Carte 1 : Les bassins de vie
Carte 1 : Les bassins de vie

Source : Julien et Pougnard (2004)

Même si les bassins de vie dans les grandes agglomérations sont de taille importante, à l’image de Paris et Lyon, ils représentent des entités accessibles et autonomes dont les quartiers sont interdépendants. La forte accessibilité offerte permet à une grande partie des populations d’habiter, de travailler et d’effectuer ses services. Pour cela, nous prenons en compte l’ensemble des bassins de vie pour mesurer la ségrégation spatiale dans les aires urbaines (Cf. chapitre 3).

Notes
45.

«  Ces indices sont spatialisés car ils prennent en compte explicitement la distribution géographique des unités dans leurs formulations et car les interactions spatiales entre les groupes de population localisés dans des unités adjacentes sont déterminantes dans le calcul du niveau de ségrégation » (Gaschet et Le gallo, 2005, p.6).

46.

Pour mesurer le degré d’autonomie de chacun des 1 745 bassins de vie des bourgs et petites villes vis-à-vis de l’emploi et des équipements, un score compris entre 0 et 20 a été construit. Il est constitué d’une composante relative aux équipements et d’une autre relative à l’emploi. Le score partiel d’équipements (sur 12) tient compte du niveau absolu d’équipements présents dans le bassin et d’un niveau attendu en fonction de la population résidente. Il accorde une même importance aux quatre types d’équipements : de santé, d’éducation, non concurrentiels et concurrentiels.

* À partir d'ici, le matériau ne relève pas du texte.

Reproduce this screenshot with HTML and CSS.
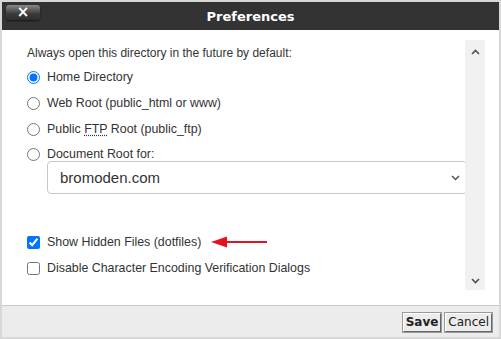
FILE: index.html
```html
<!DOCTYPE html>
<html>
<head>
<meta charset="utf-8">
<link rel="stylesheet" href="styles.css">
</head>
<body>
<div class="dialog">
  <div class="titlebar">
    <div class="tb-left"><button class="close">×</button></div>
    <div class="title">Preferences</div>
    <div class="tb-right"></div>
  </div>
  <div class="content">
    <div class="scroller">
      <div class="pane">
        <p class="intro">Always open this directory in the future by default:</p>
        <label class="row"><input type="radio" name="dir" checked><span>Home Directory</span></label>
        <label class="row"><input type="radio" name="dir"><span>Web Root (public_html or www)</span></label>
        <label class="row"><input type="radio" name="dir"><span>Public <abbr class="abbr">FTP</abbr> Root (public_ftp)</span></label>
        <label class="row last"><input type="radio" name="dir"><span>Document Root for:</span></label>
        <div class="select">
          <span>bromoden.com</span>
          <svg class="chev" width="9" height="6" viewBox="0 0 9 6"><path d="M1 1 L4.5 4.5 L8 1" fill="none" stroke="#555" stroke-width="1.5"/></svg>
        </div>
        <label class="row check first"><input type="checkbox" checked><span>Show Hidden Files (dotfiles)</span>
          <svg class="arrow" width="56" height="12" viewBox="0 0 56 12"><path d="M0 6 L16 0.5 L16 11.5 Z" fill="#e3141f"/><rect x="14" y="5" width="42" height="2" fill="#e3141f"/></svg>
        </label>
        <label class="row check"><input type="checkbox"><span>Disable Character Encoding Verification Dialogs</span></label>
      </div>
      <div class="sbar">
        <svg width="9" height="6" viewBox="0 0 9 6"><path d="M1 5 L4.5 1.5 L8 5" fill="none" stroke="#505050" stroke-width="1.6"/></svg>
        <svg width="9" height="6" viewBox="0 0 9 6"><path d="M1 1 L4.5 4.5 L8 1" fill="none" stroke="#505050" stroke-width="1.6"/></svg>
      </div>
    </div>
  </div>
  <div class="footer">
    <button class="btn save">Save</button>
    <button class="btn">Cancel</button>
  </div>
</div>
</body>
</html>
```
FILE: styles.css
```css
html, body {
  margin: 0;
  padding: 0;
  background: #dcdcdc;
}
.dialog {
  width: 501px;
  height: 339px;
  box-sizing: border-box;
  border: 2px solid #d8d8d8;
  display: flex;
  flex-direction: column;
  background: #fff;
}
.titlebar {
  height: 28px;
  background: #333333;
  display: grid;
  grid-template-columns: 1fr auto 1fr;
  align-items: center;
}
.tb-left {
  display: flex;
  align-items: flex-start;
  align-self: start;
  padding: 3px 0 0 4px;
}
.close {
  width: 34px;
  height: 15px;
  padding: 0;
  border: none;
  border-radius: 3px;
  background: linear-gradient(#8a8a8a 0%, #5a5a5a 35%, #3a3a3a 60%, #2e2e2e 100%);
  box-shadow: 0 1px 2px rgba(0,0,0,0.6);
  color: #fff;
  font: bold 15px/15px "DejaVu Sans", sans-serif;
}
.title {
  color: #fff;
  font: bold 13px "DejaVu Sans", Verdana, sans-serif;
  padding-top: 1px;
}
.content {
  flex: 1;
  background: #fff;
  display: flex;
  padding: 10px 14px 15px 15px;
}
.scroller {
  flex: 1;
  display: flex;
  overflow: hidden;
}
.pane {
  flex: 1;
  padding: 6px 0 0 10px;
  font: 12px "Liberation Sans", Arial, sans-serif;
  color: #333;
}
.intro {
  margin: 0 0 4px 0;
  line-height: 14px;
}
.row {
  display: flex;
  align-items: center;
  height: 26px;
  white-space: nowrap;
  font-size: 12.4px;
}
.row.last {
  height: 24px;
}
.row input {
  margin: 0 7px 0 0;
  width: 13px;
  height: 13px;
  accent-color: #0075ff;
}
.abbr {
  text-decoration: underline dotted;
  text-underline-offset: 2px;
}
.select {
  margin: -5px -2px 0 20px;
  height: 33px;
  box-sizing: border-box;
  border: 1px solid #c8c8c8;
  border-radius: 4px;
  display: flex;
  align-items: center;
  justify-content: space-between;
  padding: 0 6px 0 12px;
  font: 15px "Liberation Sans", Arial, sans-serif;
  color: #333;
}
.chev {
  display: block;
}
.check.first {
  margin-top: 35px;
}
.arrow {
  margin-left: 10px;
}
.sbar {
  width: 20px;
  background: #f1f1f1;
  display: flex;
  flex-direction: column;
  justify-content: space-between;
  align-items: center;
  padding: 9px 0 6px;
}
.sbar svg {
  display: block;
}
.footer {
  height: 32px;
  box-sizing: border-box;
  background: #ececec;
  border-top: 1px solid #c8c8c8;
  display: flex;
  justify-content: flex-end;
  align-items: center;
  gap: 4px;
  padding: 1px 7px 0 0;
}
.btn {
  height: 19px;
  padding: 0 2px;
  border: 1px solid #a0a0a0;
  border-right-color: #666;
  border-bottom-color: #666;
  border-top-color: #fff;
  border-left-color: #fff;
  background: #ececec;
  font: 12px "DejaVu Sans", Verdana, sans-serif;
  color: #222;
  outline: 1px solid #9a9a9a;
}
.btn.save {
  font-weight: bold;
}
```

Le score partiel d’emploi (sur 8) résulte à la fois du nombre d’emplois dans le bassin et du taux d’emploi, défini comme le rapport des emplois offerts dans le bassin au nombre de personnes y résidant et ayant un emploi (plus ce taux est élevé, plus le bassin de vie est attractif pour l’emploi). Un quart des bassins de vie (430) ont un score total inférieur à 8 : ils sont qualifiés de « dépendants » et sont représentés par un point sur la carte : leurs habitants doivent quitter plus fréquemment leur bassin de vie pour accéder aux services ou à l’emploi. Le fait de rapporter la diversité des bassins de vie à un indicateur unique est forcément réducteur. Cette approche, statistique, nécessite évidemment d’être complétée par une analyse locale. Elle seule permet de juger de l’équipement réel d’un bassin et de l’accessibilité à ces équipements pour toutes ses communes (Julien et Pougnard, 2004).